Additional areas to guard against that I have learned the hard way are:

  • Trying to force your way of running their business. This one requires a bit of explanation. Being promoted from rep to manager, there is a tendency for you to coach the process that made you successful. I did this! I wanted “Judy” to go from point A to point B the way I would when in fact “Judy’s” way was just as effective, accomplished the same goal and fit her style and personality. Her trying to do it my way resulted in losing the “Judy” qualities that had earned her several award clubs and the admiration of her customers.


  • Another team member thinks THEY should have the job. This can happen if you were promoted from your team, within somewhere else in the organization or came from outside the organization. The team member may not have been adequately told why they were not given the role. Bottom line, you may have a tenuous situation/relationship that has to be dealt with on day one! It is important to clear the air early and have a conversation about it.

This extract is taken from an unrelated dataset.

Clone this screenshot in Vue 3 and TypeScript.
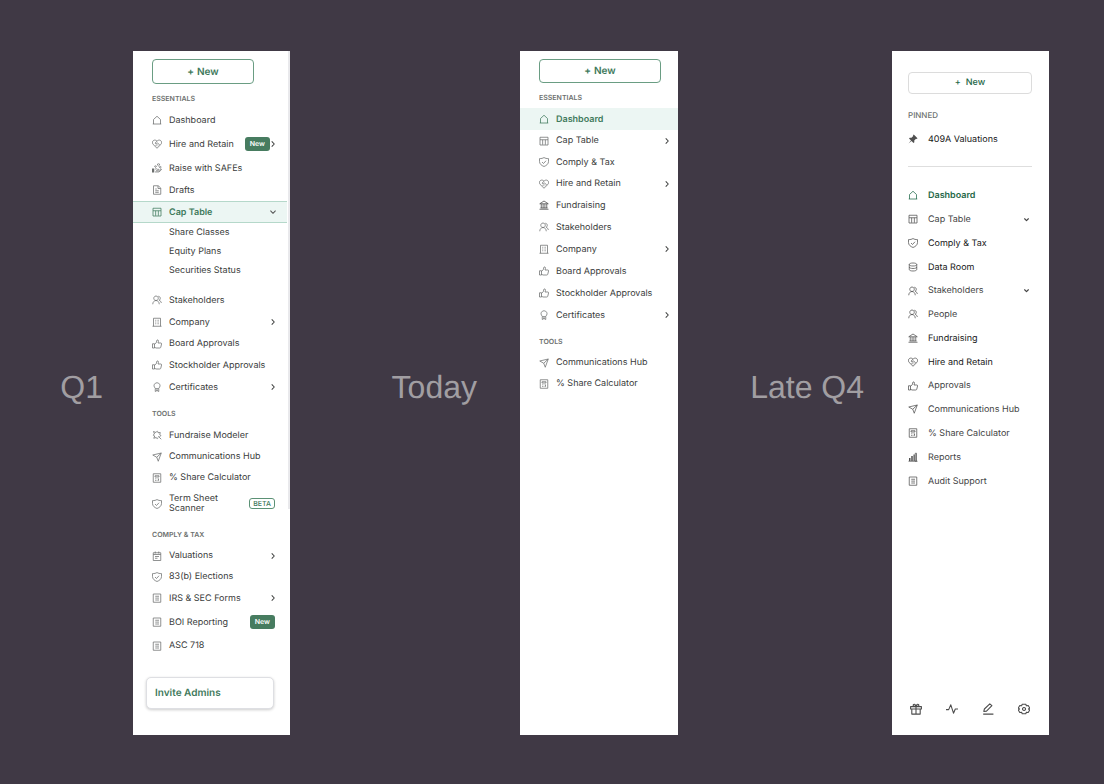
<script setup lang="ts">
interface Item {
  label: string
  icon?: string
  chevron?: 'right' | 'down'
  badge?: string
  outline?: boolean
  active?: boolean
  strong?: boolean
  kind?: 'snug' | 'tall' | 'double' | 'sub'
  gap?: boolean
}
interface Section {
  title?: string
  items: Item[]
}
interface Panel {
  id: string
  caption: string
  sections: Section[]
}
interface Icon {
  line?: string
  solid?: string
}

const icons: Record<string, Icon> = {
  home: { line: 'M3 18V9l7-6.5L17 9v9M1.5 18h17' },
  heart: {
    line: 'M10 18.500L2.200 10.800C0 8 .5 4.500 3 2.900 5.500 1.500 8.200 2.200 10 4.600c1.800-2.400 4.500-3.100 7-1.700 2.500 1.600 3 5.100.8 7.900zM10 4.600L6 8.300c.9 1.700 2.700 1.500 4 .2l1-.8 4.500 4.500M7 12l2.500 2.500M9.500 10.500l2.500 2.500',
  },
  coins: {
    line: 'M6 12.500c2-1.500 4-1 5 .2h3M8 15.500h5.500l4-3.200c1.300-.6 2 .8 1 1.600l-4.500 4H6M13 1.500a2 2 0 1 0 .1 0M7 5.500a1.500 1.500 0 1 0 .1 0M16.500 7a1.500 1.500 0 1 0 .1 0',
    solid: 'M0 11h4.500v8H0z',
  },
  doc: { line: 'M3 1.500h9.500L17.500 6V18.500H3zM12 2v5h5M6.500 8h3M6.500 11.500h7M6.500 14.700h7' },
  table: { line: 'M2 2.500h16v15.500H2zM2 7.500h16M7.300 7.500v10M12.700 7.500v10' },
  users: {
    line: 'M8 2a4.500 4.500 0 1 0 .1 0M1.500 18.500c0-4.500 3-7.500 6.500-7.500s6.500 3 6.500 7.500M12.500 2.500c4.500.2 5.500 6 1.800 8 2.500 1 4 3 4.400 5.500',
  },
  building: {
    line: 'M3 18.500v-16h14v16M1 18.500h18M6.500 6.500h1.500M9.500 6.500H11M12.500 6.500H14M6.500 10h1.500M9.500 10H11M12.500 10H14M6.500 13.500h1.500M9.500 13.500H11M12.500 13.500H14',
  },
  thumb: {
    line: 'M1 9.500H5V18H1zM5 10.500l3.500-3L10 2c2.500-.6 3.300 1.200 2.900 3L12 8h5.700c1.300 0 1.600 1 1.400 2L17.500 16.500c-.3 1-1 1.500-2 1.500H8l-3-1.500',
  },
  award: { line: 'M10 1.500a6 6 0 1 0 .1 0M6.500 12.500v6.500l3.500-2 3.500 2v-6.500M8 16h4' },
  puzzle: {
    line: 'M3 3l5 2c1.200-3.500 4.500-3 4 .5l4.500-.5-1 4.500c3 .5 2.500 3.500-.5 3.500M3 3L5 8c-3.500 1-3 4 .5 4L3.500 16.500l5-1.500c.5 3 3.500 3 3.500 0M12.500 12.500l6 6',
  },
  send: { line: 'M1.500 6L18.500 2 12.500 18.500 9.500 10.500zM9.500 10.500L18.500 2' },
  calc: {
    line: 'M2.500 1.500h15v17h-15zM6 5.500h8v2.500H6z',
    solid: 'M6 10.800h1.600v1.600H6zM9.200 10.800h1.600v1.600H9.200zM12.400 10.800H14v4.800h-1.600zM6 14h1.600v1.600H6zM9.200 14h1.600v1.600H9.200z',
  },
  shield: { line: 'M10 1c2.500 1.700 5 2.200 9 2.200V9c0 5-4 8-9 10C5 17 1 14 1 9V3.200C5 3.200 7.500 2.700 10 1zM6 10l3 3 5-5.500' },
  clipboard: { line: 'M2.500 3.500h15V19h-15zM2.500 7h15M6.500 1v4M13.500 1v4M6 11h8M6 14.500h5' },
  list: { line: 'M2.500 2h15v16.500h-15zM6.500 6.500h7.500M6.500 10.200h7.500M6.500 14h7.500' },
  bank: { line: 'M1.500 7.500L10 2l8.500 5.500zM1 18.500h18M3 16h14M4.500 8v8M8.200 8v8M11.800 8v8M15.500 8v8' },
  pin: { solid: 'M11.500 1L19 8.500 17.500 10l-1.500-.5-3.500 3.500.2 3.500L11 18l-4-4-6 5 5-6-4-4 1.500-1.700 3.500.2L10.500 4 10 2.500z' },
  database: {
    line: 'M10 2c4.500 0 7.500 1.200 7.500 3S14.500 8 10 8 2.500 6.800 2.500 5 5.500 2 10 2zM2.500 5v10c0 1.800 3 3 7.500 3s7.500-1.200 7.500-3V5M2.500 10c0 1.800 3 3 7.500 3s7.500-1.200 7.500-3',
  },
  bars: { line: 'M1 18.500h18M14.500 2.500H17v16h-2.500z', solid: 'M2 12h3v6H2zM6.500 8h3v10h-3zM11 5h2.500v13H11z' },
  gift: { line: 'M1 6h18v4H1zM3 10v8.500h14V10M10 6v12.500M10 6C6 6 4.500 4.500 5.500 2.800 7 1 9.500 2.500 10 6c.5-3.500 3-5 4.500-3.200C15.500 4.500 14 6 10 6' },
  pulse: { line: 'M0 11h4.500L8 3l4.500 14 3-7H20' },
  pen: { line: 'M3 14l1-4 9-8.500 3.500 3L7.500 13.500zM2 18.500h17' },
  gear: {
    line: 'M7 2h6l1 2.700 3-.5 2.500 4-1.800 1.800 1.800 1.800-2.500 4-3-.5-1 2.700H7l-1-2.700-3 .5-2.500-4L2.300 10 .5 8.200l2.500-4 3 .5zM10 7.500a2.500 2.500 0 1 0 .1 0',
  },
  right: { line: 'M7 4l6 6-6 6' },
  down: { line: 'M4 7l6 6 6-6' },
}

const panels: Panel[] = [
  {
    id: 'first',
    caption: 'Q1',
    sections: [
      {
        title: 'ESSENTIALS',
        items: [
          { label: 'Dashboard', icon: 'home' },
          { label: 'Hire and Retain', icon: 'heart', badge: 'New', chevron: 'right', kind: 'tall' },
          { label: 'Raise with SAFEs', icon: 'coins' },
          { label: 'Drafts', icon: 'doc' },
          { label: 'Cap Table', icon: 'table', chevron: 'down', active: true },
          { label: 'Share Classes', kind: 'sub' },
          { label: 'Equity Plans', kind: 'sub' },
          { label: 'Securities Status', kind: 'sub' },
          { label: 'Stakeholders', icon: 'users', gap: true },
          { label: 'Company', icon: 'building', chevron: 'right' },
          { label: 'Board Approvals', icon: 'thumb', kind: 'snug' },
          { label: 'Stockholder Approvals', icon: 'thumb' },
          { label: 'Certificates', icon: 'award', chevron: 'right' },
        ],
      },
      {
        title: 'TOOLS',
        items: [
          { label: 'Fundraise Modeler', icon: 'puzzle' },
          { label: 'Communications Hub', icon: 'send', kind: 'snug' },
          { label: '% Share Calculator', icon: 'calc', kind: 'snug' },
          { label: 'Term Sheet Scanner', icon: 'shield', badge: 'BETA', outline: true, kind: 'double' },
        ],
      },
      {
        title: 'COMPLY & TAX',
        items: [
          { label: 'Valuations', icon: 'clipboard', chevron: 'right', kind: 'snug' },
          { label: '83(b) Elections', icon: 'shield', kind: 'snug' },
          { label: 'IRS & SEC Forms', icon: 'list', chevron: 'right' },
          { label: 'BOI Reporting', icon: 'list', badge: 'New', kind: 'tall' },
          { label: 'ASC 718', icon: 'list', kind: 'snug' },
        ],
      },
    ],
  },
  {
    id: 'today',
    caption: 'Today',
    sections: [
      {
        title: 'ESSENTIALS',
        items: [
          { label: 'Dashboard', icon: 'home', active: true },
          { label: 'Cap Table', icon: 'table', chevron: 'right', kind: 'snug' },
          { label: 'Comply & Tax', icon: 'shield' },
          { label: 'Hire and Retain', icon: 'heart', chevron: 'right', kind: 'snug' },
          { label: 'Fundraising', icon: 'bank', strong: true },
          { label: 'Stakeholders', icon: 'users' },
          { label: 'Company', icon: 'building', chevron: 'right' },
          { label: 'Board Approvals', icon: 'thumb' },
          { label: 'Stockholder Approvals', icon: 'thumb' },
          { label: 'Certificates', icon: 'award', chevron: 'right' },
        ],
      },
      {
        title: 'TOOLS',
        items: [
          { label: 'Communications Hub', icon: 'send', kind: 'snug' },
          { label: '% Share Calculator', icon: 'calc', kind: 'snug' },
        ],
      },
    ],
  },
  {
    id: 'late',
    caption: 'Late Q4',
    sections: [
      { title: 'PINNED', items: [{ label: '409A Valuations', icon: 'pin', strong: true }] },
      {
        items: [
          { label: 'Dashboard', icon: 'home', active: true },
          { label: 'Cap Table', icon: 'table', chevron: 'down' },
          { label: 'Comply & Tax', icon: 'shield', strong: true },
          { label: 'Data Room', icon: 'database', strong: true },
          { label: 'Stakeholders', icon: 'users', chevron: 'down', kind: 'snug' },
          { label: 'People', icon: 'users' },
          { label: 'Fundraising', icon: 'bank', strong: true },
          { label: 'Hire and Retain', icon: 'heart', strong: true },
          { label: 'Approvals', icon: 'thumb', kind: 'snug' },
          { label: 'Communications Hub', icon: 'send' },
          { label: '% Share Calculator', icon: 'calc' },
          { label: 'Reports', icon: 'bars' },
          { label: 'Audit Support', icon: 'list' },
        ],
      },
    ],
  },
]

const shortcuts = [
  { icon: 'gift', label: 'Rewards' },
  { icon: 'pulse', label: 'Activity' },
  { icon: 'pen', label: 'Edit' },
  { icon: 'gear', label: 'Settings' },
]
</script>

<template>
  <main class="board">
    <template v-for="panel in panels" :key="panel.id">
      <h2 class="caption" :class="`caption-${panel.id}`">{{ panel.caption }}</h2>
      <nav class="panel" :class="panel.id" :aria-label="panel.caption">
        <button type="button" class="create"><span>+</span><span>New</span></button>
        <section v-for="(section, s) in panel.sections" :key="s" class="section">
          <h3 v-if="section.title" class="title">{{ section.title }}</h3>
          <ul class="list">
            <li v-for="item in section.items" :key="item.label" :class="{ gap: item.gap }">
              <component
                :is="item.chevron ? 'button' : 'a'"
                :href="item.chevron ? undefined : '#'"
                :type="item.chevron ? 'button' : undefined"
                class="row"
                :class="[item.kind, { active: item.active, strong: item.strong }]"
              >
                <svg class="icon" viewBox="0 0 20 20" aria-hidden="true">
                  <template v-if="item.icon">
                    <path v-if="icons[item.icon].line" class="line" :d="icons[item.icon].line" />
                    <path v-if="icons[item.icon].solid" class="solid" :d="icons[item.icon].solid" />
                  </template>
                </svg>
                <span class="label">{{ item.label }}</span>
                <span v-if="item.badge" class="badge" :class="{ outline: item.outline }">{{ item.badge }}</span>
                <svg v-if="item.chevron" class="chevron" viewBox="3 3 14 14" aria-hidden="true">
                  <path class="line" :d="icons[item.chevron].line" />
                </svg>
              </component>
            </li>
          </ul>
        </section>
        <button v-if="panel.id === 'first'" type="button" class="invite">Invite Admins</button>
        <span v-if="panel.id === 'first'" class="scroll"></span>
        <div v-if="panel.id === 'late'" class="shortcuts">
          <button v-for="shortcut in shortcuts" :key="shortcut.icon" type="button" :aria-label="shortcut.label">
            <svg viewBox="0 0 20 20" aria-hidden="true">
              <path class="line" :d="icons[shortcut.icon].line" />
            </svg>
          </button>
        </div>
      </nav>
    </template>
  </main>
</template>

<style>
body {
  margin: 0;
  background: #403945;
}
</style>

<style scoped>
.board {
  box-sizing: border-box;
  min-height: 100vh;
  padding: 51px 0 49px;
  display: grid;
  grid-template-columns: 133fr 157px 230fr 158px 214fr 157px 55fr;
  background: #403945;
  font-family: Inter, "Liberation Sans", sans-serif;
  text-rendering: geometricPrecision;
}
button {
  font: inherit;
  text-rendering: inherit;
  cursor: pointer;
}
.caption {
  margin: 0;
  align-self: center;
  text-align: right;
  padding: 0 30px 12px 0;
  font: 400 32px/40px "Liberation Sans", Arial, sans-serif;
  color: #a19ea2;
  white-space: nowrap;
}
.caption-today {
  padding-right: 43px;
}
.caption-late {
  padding-right: 28px;
}
.panel {
  --left: 19px;
  --right: 14px;
  --green: #3f7a5c;
  position: relative;
  box-sizing: border-box;
  background: #fff;
  display: flex;
  flex-direction: column;
  padding-top: 8px;
}
.today {
  --left: 19px;
  --right: 8px;
}
.late {
  --left: 16px;
  --right: 20px;
  --green: #1f6848;
  padding-top: 21px;
}
.create {
  box-sizing: border-box;
  height: 24px;
  margin: 0 36px 0 19px;
  padding: 0;
  display: flex;
  align-items: center;
  justify-content: center;
  gap: 3px;
  border: 1px solid #6a9d83;
  border-radius: 4px;
  background: #fff;
  color: var(--green);
  font-weight: 600;
  font-size: 10px;
  line-height: 12px;
}
.first .create {
  height: 25px;
}
.today .create {
  margin: 0 17px 0 19px;
}
.late .create {
  height: 22px;
  margin: 0 17px 0 16px;
  border-color: #dcdcdc;
  gap: 5px;
  font-weight: 500;
  font-size: 9px;
  line-height: 12px;
}
.title {
  margin: 0;
  padding: 9px 0 5px var(--left);
  font-size: 7px;
  line-height: 11px;
  font-weight: 600;
  color: #6c706e;
}
.section + .section .title {
  padding-top: 10px;
}
.list {
  list-style: none;
  margin: 0;
  padding: 0;
}
.row {
  box-sizing: border-box;
  width: 100%;
  height: 22px;
  padding: 0 var(--right) 0 var(--left);
  display: flex;
  align-items: center;
  border: 0;
  background: none;
  color: #3a3c3b;
  text-decoration: none;
  text-align: left;
  font-size: 9px;
  line-height: 10px;
}
.snug {
  height: 21px;
}
.tall {
  height: 26px;
}
.double {
  height: 31px;
}
.sub {
  height: 19px;
}
.gap {
  margin-top: 9px;
}
.icon {
  flex: none;
  width: 10px;
  height: 10px;
  margin-right: 7px;
  color: #6b6e6d;
}
.line {
  fill: none;
  stroke: currentColor;
  stroke-width: 1.5;
  stroke-linejoin: round;
}
.solid {
  fill: currentColor;
}
.label {
  flex: 1;
  padding-top: 1px;
  white-space: nowrap;
}
.double .label {
  white-space: normal;
  padding-right: 20px;
}
.chevron {
  flex: none;
  width: 6px;
  height: 6px;
}
.chevron .line {
  stroke-width: 2.4;
}
.badge {
  box-sizing: border-box;
  height: 14px;
  padding: 0 5px;
  border-radius: 3px;
  background: #477c60;
  color: #fff;
  font-size: 7px;
  line-height: 14px;
  font-weight: 600;
}
.badge:last-child {
  margin-right: 1px;
}
.outline {
  height: 11px;
  padding: 0 3px;
  border: 1px solid #5b9175;
  background: #fff;
  color: var(--green);
  line-height: 9px;
  font-weight: 500;
}
.active,
.active .icon {
  color: var(--green);
}
.active {
  font-weight: 600;
  background: #ecf6f3;
}
.active .chevron {
  color: #555;
}
.first .active {
  height: 22px;
  width: calc(100% - 3px);
  padding-right: 11px;
  border: solid #b5d8ca;
  border-width: 1px 0;
}
.late .row {
  height: 24px;
  color: #444;
}
.late .snug {
  height: 23px;
}
.late .active {
  background: none;
  color: var(--green);
}
.late .icon {
  margin-right: 10px;
  color: #505050;
}
.late .active .icon {
  color: var(--green);
}
.late .chevron {
  width: 5px;
  height: 5px;
}
.late .chevron .line {
  stroke-width: 3.4;
}
.late .strong {
  color: #181818;
}
.today .strong .icon {
  color: #444;
}
.late .title {
  padding: 16px 0 6px 16px;
  font-size: 8px;
  font-weight: 500;
}
.late .section + .section::before {
  content: "";
  display: block;
  height: 1px;
  margin: 15px 17px 16px 16px;
  background: #dedede;
}
.invite {
  box-sizing: border-box;
  height: 32px;
  margin: 21px 16px 0 13px;
  padding: 0 8px;
  border: 1px solid #dedfe3;
  border-radius: 5px;
  background: #fff;
  box-shadow: 0 1px 3px #0003;
  color: var(--green);
  text-align: left;
  font-weight: 600;
  font-size: 10px;
}
.scroll {
  position: absolute;
  top: 0;
  right: 0;
  width: 2px;
  height: 67%;
  background: #e9e9ec;
}
.shortcuts {
  margin-top: auto;
  padding: 0 19px 20px 18px;
  display: flex;
  justify-content: space-between;
}
.shortcuts button {
  padding: 0;
  border: 0;
  background: none;
  color: #4c4c4c;
  display: flex;
}
.shortcuts svg {
  width: 12px;
  height: 12px;
}
.shortcuts .line {
  stroke-width: 1.8;
}
</style>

  • Understand you are no longer an individual contributor. Once a manager that I had begun to mentor called concerned that HE was not going to be making HIS bonus because his team was underperforming. In time I helped him understand that if he helped his team earn THEIR bonus, he would likely earn his as well. He was being a manager, not a leader.


In closing, the most important question, I believe, is why do you want to be a leader? What led you to this journey? The answer to that is individual, but in my experience, if it isn’t clear and about serving others and creating opportunities for them, then you need to reconsider. Also, know the difference between being a leader and being a manager. In this leader’s experience, managers manage tasks, leaders lead!

If leadership IS your passion, then bravo! Know that there will be hard times, that self-doubt will creep in, that you will be overwhelmed. Just focus on bringing value to the team, take a deep breath, give gratitude, and celebrate small and big wins.